───── Given information ─────

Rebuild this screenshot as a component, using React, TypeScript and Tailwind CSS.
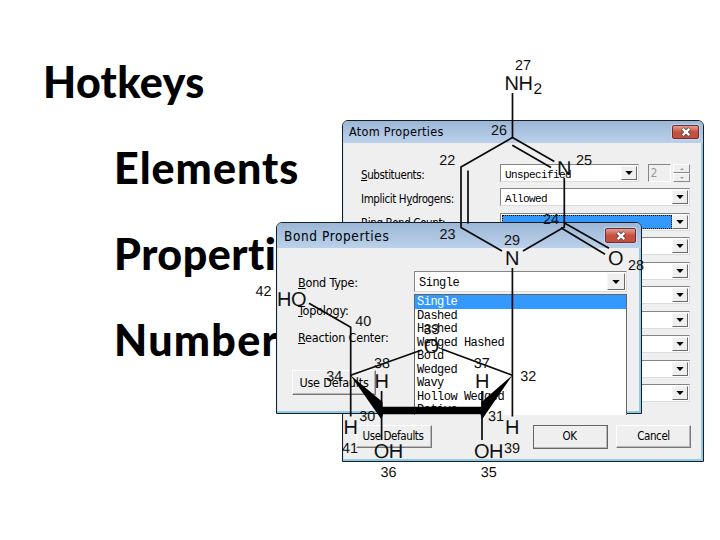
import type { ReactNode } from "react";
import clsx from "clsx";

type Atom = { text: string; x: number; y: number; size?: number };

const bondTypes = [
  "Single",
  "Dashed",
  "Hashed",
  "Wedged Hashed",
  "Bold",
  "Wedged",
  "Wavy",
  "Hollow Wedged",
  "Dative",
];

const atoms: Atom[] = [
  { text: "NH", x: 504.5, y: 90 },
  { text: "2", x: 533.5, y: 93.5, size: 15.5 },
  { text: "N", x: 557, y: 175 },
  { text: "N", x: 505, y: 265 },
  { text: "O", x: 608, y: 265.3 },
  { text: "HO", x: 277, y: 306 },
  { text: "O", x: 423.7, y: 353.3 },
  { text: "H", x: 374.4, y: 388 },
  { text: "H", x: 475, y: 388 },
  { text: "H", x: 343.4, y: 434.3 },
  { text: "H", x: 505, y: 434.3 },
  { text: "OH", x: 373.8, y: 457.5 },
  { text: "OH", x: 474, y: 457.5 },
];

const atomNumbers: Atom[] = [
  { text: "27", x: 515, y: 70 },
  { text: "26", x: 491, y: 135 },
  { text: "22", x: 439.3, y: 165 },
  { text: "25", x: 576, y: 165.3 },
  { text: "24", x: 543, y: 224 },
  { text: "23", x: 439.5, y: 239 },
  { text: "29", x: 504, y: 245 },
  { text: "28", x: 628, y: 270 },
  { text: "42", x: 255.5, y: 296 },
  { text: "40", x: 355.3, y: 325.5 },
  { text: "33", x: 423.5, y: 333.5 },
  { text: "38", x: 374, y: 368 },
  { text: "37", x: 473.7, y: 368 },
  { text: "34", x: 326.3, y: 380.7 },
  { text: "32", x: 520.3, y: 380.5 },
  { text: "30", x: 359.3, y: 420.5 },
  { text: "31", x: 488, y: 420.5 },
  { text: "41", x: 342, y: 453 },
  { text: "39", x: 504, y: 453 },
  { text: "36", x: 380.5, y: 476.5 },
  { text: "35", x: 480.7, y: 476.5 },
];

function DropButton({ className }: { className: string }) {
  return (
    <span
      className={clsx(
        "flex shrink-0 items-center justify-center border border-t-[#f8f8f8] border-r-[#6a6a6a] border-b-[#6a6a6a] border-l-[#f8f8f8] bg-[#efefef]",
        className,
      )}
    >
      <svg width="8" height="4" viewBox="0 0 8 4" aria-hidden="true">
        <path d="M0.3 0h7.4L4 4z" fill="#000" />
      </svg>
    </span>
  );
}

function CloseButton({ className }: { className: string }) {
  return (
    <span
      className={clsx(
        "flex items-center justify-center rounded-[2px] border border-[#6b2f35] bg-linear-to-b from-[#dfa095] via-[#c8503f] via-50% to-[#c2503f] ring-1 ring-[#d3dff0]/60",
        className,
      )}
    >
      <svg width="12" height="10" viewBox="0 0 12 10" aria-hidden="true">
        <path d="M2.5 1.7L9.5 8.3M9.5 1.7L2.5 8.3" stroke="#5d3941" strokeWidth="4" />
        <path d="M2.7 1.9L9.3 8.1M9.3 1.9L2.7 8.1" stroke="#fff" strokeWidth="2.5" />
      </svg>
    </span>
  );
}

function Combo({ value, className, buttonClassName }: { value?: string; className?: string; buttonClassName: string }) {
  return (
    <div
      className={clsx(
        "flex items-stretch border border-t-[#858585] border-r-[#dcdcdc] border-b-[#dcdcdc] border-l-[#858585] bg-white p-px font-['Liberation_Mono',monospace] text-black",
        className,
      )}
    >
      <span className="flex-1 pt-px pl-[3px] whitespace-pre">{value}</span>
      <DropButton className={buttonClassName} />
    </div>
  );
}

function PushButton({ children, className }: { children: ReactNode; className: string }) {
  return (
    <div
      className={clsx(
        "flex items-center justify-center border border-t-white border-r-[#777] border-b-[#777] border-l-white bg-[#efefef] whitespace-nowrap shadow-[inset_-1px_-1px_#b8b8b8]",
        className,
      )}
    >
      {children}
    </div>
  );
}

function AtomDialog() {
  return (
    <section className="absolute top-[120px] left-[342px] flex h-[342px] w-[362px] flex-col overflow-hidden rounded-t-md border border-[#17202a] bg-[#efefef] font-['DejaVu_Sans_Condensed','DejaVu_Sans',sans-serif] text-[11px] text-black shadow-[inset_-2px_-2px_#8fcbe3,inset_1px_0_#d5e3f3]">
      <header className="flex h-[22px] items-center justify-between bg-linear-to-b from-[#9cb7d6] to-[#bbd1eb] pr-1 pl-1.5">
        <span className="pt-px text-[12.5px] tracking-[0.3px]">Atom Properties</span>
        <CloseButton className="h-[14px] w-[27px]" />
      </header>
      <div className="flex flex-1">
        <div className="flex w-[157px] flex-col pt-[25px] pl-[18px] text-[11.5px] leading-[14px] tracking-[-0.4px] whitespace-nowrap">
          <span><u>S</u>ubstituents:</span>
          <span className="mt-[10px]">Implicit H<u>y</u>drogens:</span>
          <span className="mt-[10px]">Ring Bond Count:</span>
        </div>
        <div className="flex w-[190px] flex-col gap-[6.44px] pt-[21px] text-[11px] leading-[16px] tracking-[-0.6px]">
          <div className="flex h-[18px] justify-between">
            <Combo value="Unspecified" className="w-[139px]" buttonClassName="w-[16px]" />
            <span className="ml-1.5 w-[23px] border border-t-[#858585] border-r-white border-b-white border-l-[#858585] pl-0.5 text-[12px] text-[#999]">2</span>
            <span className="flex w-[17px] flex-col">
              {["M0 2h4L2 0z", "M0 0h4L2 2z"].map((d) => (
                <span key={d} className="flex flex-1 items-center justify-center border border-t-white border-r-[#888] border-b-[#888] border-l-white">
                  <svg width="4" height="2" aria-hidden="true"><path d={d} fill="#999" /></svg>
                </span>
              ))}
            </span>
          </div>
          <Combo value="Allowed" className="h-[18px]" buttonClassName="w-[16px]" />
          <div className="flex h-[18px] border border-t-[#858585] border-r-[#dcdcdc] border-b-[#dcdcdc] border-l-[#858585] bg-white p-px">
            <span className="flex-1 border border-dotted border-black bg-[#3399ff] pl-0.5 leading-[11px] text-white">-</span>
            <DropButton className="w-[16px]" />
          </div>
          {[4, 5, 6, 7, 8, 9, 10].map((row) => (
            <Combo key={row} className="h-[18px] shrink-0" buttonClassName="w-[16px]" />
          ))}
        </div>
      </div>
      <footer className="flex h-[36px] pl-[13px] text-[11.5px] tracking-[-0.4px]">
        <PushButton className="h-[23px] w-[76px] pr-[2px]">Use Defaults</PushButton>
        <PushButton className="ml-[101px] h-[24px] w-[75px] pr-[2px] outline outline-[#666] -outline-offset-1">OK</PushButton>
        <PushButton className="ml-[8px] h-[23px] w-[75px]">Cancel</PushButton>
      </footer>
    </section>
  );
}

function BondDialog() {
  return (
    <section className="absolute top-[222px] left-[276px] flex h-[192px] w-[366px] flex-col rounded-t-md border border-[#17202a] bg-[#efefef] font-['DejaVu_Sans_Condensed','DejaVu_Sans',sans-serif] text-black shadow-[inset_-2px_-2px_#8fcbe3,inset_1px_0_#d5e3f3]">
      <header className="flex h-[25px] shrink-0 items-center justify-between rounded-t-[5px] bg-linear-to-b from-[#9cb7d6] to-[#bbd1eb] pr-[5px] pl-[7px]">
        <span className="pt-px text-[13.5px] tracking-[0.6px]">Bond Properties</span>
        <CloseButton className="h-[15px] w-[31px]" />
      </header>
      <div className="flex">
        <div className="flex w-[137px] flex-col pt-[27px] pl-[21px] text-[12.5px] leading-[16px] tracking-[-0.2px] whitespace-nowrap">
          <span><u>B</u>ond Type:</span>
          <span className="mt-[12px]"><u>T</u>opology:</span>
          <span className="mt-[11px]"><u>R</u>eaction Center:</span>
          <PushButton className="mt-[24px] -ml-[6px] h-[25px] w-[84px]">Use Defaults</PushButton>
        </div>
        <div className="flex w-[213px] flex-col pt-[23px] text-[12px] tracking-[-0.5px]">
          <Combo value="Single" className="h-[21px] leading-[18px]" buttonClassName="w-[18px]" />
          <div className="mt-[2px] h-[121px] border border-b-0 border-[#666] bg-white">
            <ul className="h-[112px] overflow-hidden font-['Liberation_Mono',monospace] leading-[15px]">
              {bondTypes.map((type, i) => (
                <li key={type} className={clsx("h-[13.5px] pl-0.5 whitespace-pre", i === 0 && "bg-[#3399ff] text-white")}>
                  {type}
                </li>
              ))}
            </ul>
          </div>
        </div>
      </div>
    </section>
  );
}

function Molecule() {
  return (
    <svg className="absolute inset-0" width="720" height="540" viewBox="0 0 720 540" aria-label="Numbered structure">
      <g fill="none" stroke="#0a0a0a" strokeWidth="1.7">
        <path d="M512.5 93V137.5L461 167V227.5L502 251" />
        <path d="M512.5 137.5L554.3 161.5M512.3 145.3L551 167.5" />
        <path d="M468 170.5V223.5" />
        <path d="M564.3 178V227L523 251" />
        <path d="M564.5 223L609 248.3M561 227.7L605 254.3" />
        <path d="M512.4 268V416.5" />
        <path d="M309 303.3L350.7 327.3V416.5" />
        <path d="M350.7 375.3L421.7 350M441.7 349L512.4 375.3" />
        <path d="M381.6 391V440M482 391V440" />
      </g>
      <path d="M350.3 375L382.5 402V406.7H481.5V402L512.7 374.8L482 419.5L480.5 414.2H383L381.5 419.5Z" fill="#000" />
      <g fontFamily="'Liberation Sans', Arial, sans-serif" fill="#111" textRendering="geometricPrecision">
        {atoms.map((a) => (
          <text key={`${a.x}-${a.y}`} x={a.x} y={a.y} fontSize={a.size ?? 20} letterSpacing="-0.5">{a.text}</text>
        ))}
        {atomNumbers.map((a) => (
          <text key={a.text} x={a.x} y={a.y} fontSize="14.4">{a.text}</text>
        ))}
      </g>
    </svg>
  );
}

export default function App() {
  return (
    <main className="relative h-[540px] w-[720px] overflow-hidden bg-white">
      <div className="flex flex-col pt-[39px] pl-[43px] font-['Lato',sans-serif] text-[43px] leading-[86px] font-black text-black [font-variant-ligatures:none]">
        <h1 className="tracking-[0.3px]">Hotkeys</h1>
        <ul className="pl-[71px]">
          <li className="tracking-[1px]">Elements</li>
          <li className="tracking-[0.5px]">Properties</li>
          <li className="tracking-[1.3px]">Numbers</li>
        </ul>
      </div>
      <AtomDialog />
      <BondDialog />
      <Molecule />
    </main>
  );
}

─────

→ **Task description**: Pictures stay out. Repeat only the lines from the beginning of the data through the line that has "string; x: number;".

→ **The output**:
Rebuild this screenshot as a component, using React, TypeScript and Tailwind CSS.
import type { ReactNode } from "react";
import clsx from "clsx";

type Atom = { text: string; x: number; y: number; size?: number };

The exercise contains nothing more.